Il diritto di accesso civico generalizzato, come disciplinato dall'art. 5 del D.Lgs. n. 33/2013, non si può estendere a documenti o informazioni che non sono detenute dalla Pubblica Amministrazione oppure sono detenute da amministrazioni diverse da quella interrogata dall'interessato.
Inoltre lo stesso diritto non è riconosciuto dall'ordinamento per controllare l'attività dei privati o i rapporti tra essi intercorrenti.
Lo ha stabilito la Sezione I quater, del TAR del Lazio, con la sentenza n. 4122, pubblicata il 28 marzo 2019.
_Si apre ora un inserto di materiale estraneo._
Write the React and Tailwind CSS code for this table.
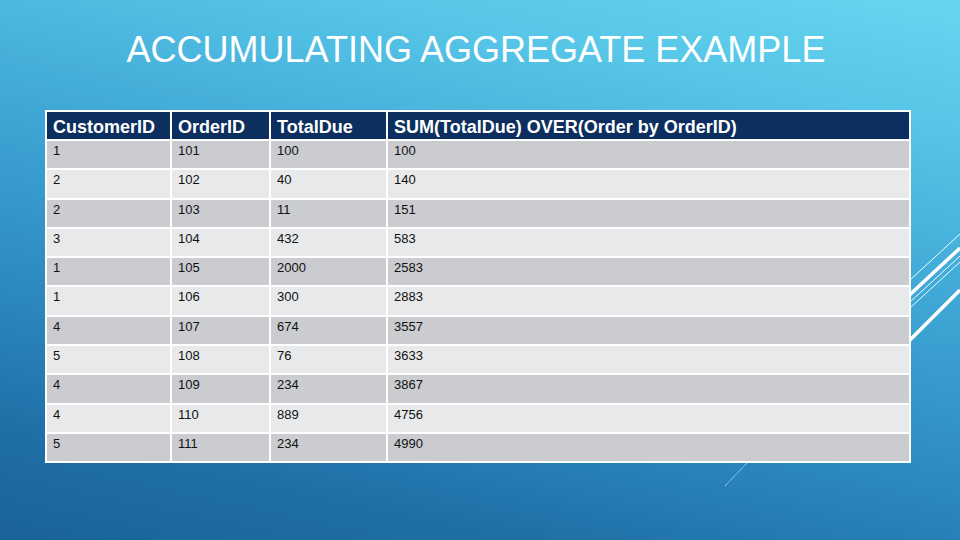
import React from "react";

const rows = [
  ["1", "101", "100", "100"],
  ["2", "102", "40", "140"],
  ["2", "103", "11", "151"],
  ["3", "104", "432", "583"],
  ["1", "105", "2000", "2583"],
  ["1", "106", "300", "2883"],
  ["4", "107", "674", "3557"],
  ["5", "108", "76", "3633"],
  ["4", "109", "234", "3867"],
  ["4", "110", "889", "4756"],
  ["5", "111", "234", "4990"],
];

const headers = ["CustomerID", "OrderID", "TotalDue", "SUM(TotalDue) OVER(Order by OrderID)"];

export default function App() {
  return (
    <div
      className="relative w-[960px] h-[540px] overflow-hidden bg-[linear-gradient(192deg,#66d6f0_0%,#56c5e7_18%,#3ea6d5_42%,#2b86bd_68%,#1f6fa6_85%,#1a629b_100%)]"
      style={{ fontFamily: '"Liberation Sans", Arial, sans-serif' }}
    >
      <svg className="absolute left-0 top-0" width="960" height="540" viewBox="0 0 960 540">
        <line x1="860" y1="326" x2="960" y2="234" stroke="#eefcff" strokeWidth="1" />
        <line x1="860" y1="341" x2="960" y2="248" stroke="#ffffff" strokeWidth="3.5" />
        <line x1="860" y1="348" x2="960" y2="256" stroke="#eefcff" strokeWidth="1" />
        <line x1="860" y1="354" x2="960" y2="262" stroke="#eefcff" strokeWidth="1" />
        <line x1="860" y1="390" x2="960" y2="290" stroke="#ffffff" strokeWidth="3.5" />
        <line x1="748" y1="462" x2="725" y2="486" stroke="#d8f4ff" strokeWidth="1" strokeDasharray="1 0.6" />
      </svg>

      <div className="relative flex flex-col pt-[32px]">
        <h1 className="w-full pr-[8px] text-center text-[36px] leading-[36px] font-normal text-white">
          ACCUMULATING AGGREGATE EXAMPLE
        </h1>

        <div className="relative z-10 mt-[42px] ml-[45px] w-[866px] bg-white p-[2px]">
          <div className="grid grid-cols-[123px_97px_115px_521px] gap-[2px]">
            {headers.map((h) => (
              <div
                key={h}
                className="h-[27px] bg-[#0c2f5f] pl-[6px] pt-[4px] text-[18px] leading-[22px] font-bold text-white whitespace-nowrap"
              >
                {h}
              </div>
            ))}
            {rows.map((r, i) =>
              r.map((c, j) => (
                <div
                  key={i + "-" + j}
                  className={
                    (i % 2 === 0 ? "bg-[#cbccd0]" : "bg-[#e8e9ea]") +
                    " h-[27.3px] pl-[6px] pt-[2px] text-[13px] leading-[16px] text-[#111111]"
                  }
                >
                  {c}
                </div>
              ))
            )}
          </div>
        </div>
      </div>
    </div>
  );
}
"Com'è noto", - si legge nella sentenza - "l'articolo 5 del decreto legislativo 33 del 2013 (c.d. "Decreto Trasparenza"), dopo aver riconosciuto, al primo comma, il diritto di chiunque di richiedere i documenti, le informazioni e i dati che le pubbliche amministrazioni sono obbligate a pubblicare, al secondo comma riconosce a chiunque il diritto di accedere ai dati e ai documenti, detenuti dalle pubbliche amministrazioni, ulteriori rispetto a quelli oggetto di pubblicazione, nei limiti e per le finalità indicate dallo stesso comma.
ll diritto di accesso civico generalizzato, denominato anche accesso universale, ai sensi del suddetto secondo comma dell'articolo 5, pur conoscendo i limiti relativi alla tutela di interessi giuridicamente rilevanti, espressamente presi in considerazione dall'articolo 5-bis, comprende qualsiasi documento o qualsiasi informazione detenuta dalla pubblica amministrazione.
Tale diritto, d'altra parte, non si può estendere a documenti o informazioni che non sono detenute dalla Pubblica Amministrazione oppure sono detenute da amministrazioni diverse da quella interrogata dall'interessato.
Viene riconosciuto il diritto di accesso generalizzato allo scopo di favorire forme diffuse di controllo sul perseguimento delle funzioni istituzionali e sull'utilizzo delle risorse pubbliche, nonché di promuovere la partecipazione al dibattito pubblico.
Il diritto di accesso riconosciuto dalla norma, per la natura pubblicistica che è propria di esso, è un diritto funzionale a un interesse pubblico, ravvisabile, appunto, nel controllo generalizzato e diffuso sull'attività delle pubbliche amministrazioni.
In ciò si distingue dal diritto di accesso documentale riconosciuto dalla legge sul procedimento amministrativo, posto a tutela di interessi privati e che presuppone una posizione soggettiva differenziata.
Affinché il diritto sia esercitabile, in ogni caso, è necessario - scrivono i giudici - che sia funzionale allo scopo stabilito dalla legge, ravvisabile nel controllo generalizzato sul buon andamento della pubblica amministrazione e sul corretto utilizzo delle risorse pubbliche.
Il diritto di accesso civico generalizzato non è invece riconosciuto dall'ordinamento per controllare l'attività dei privati o i rapporti tra essi intercorrenti.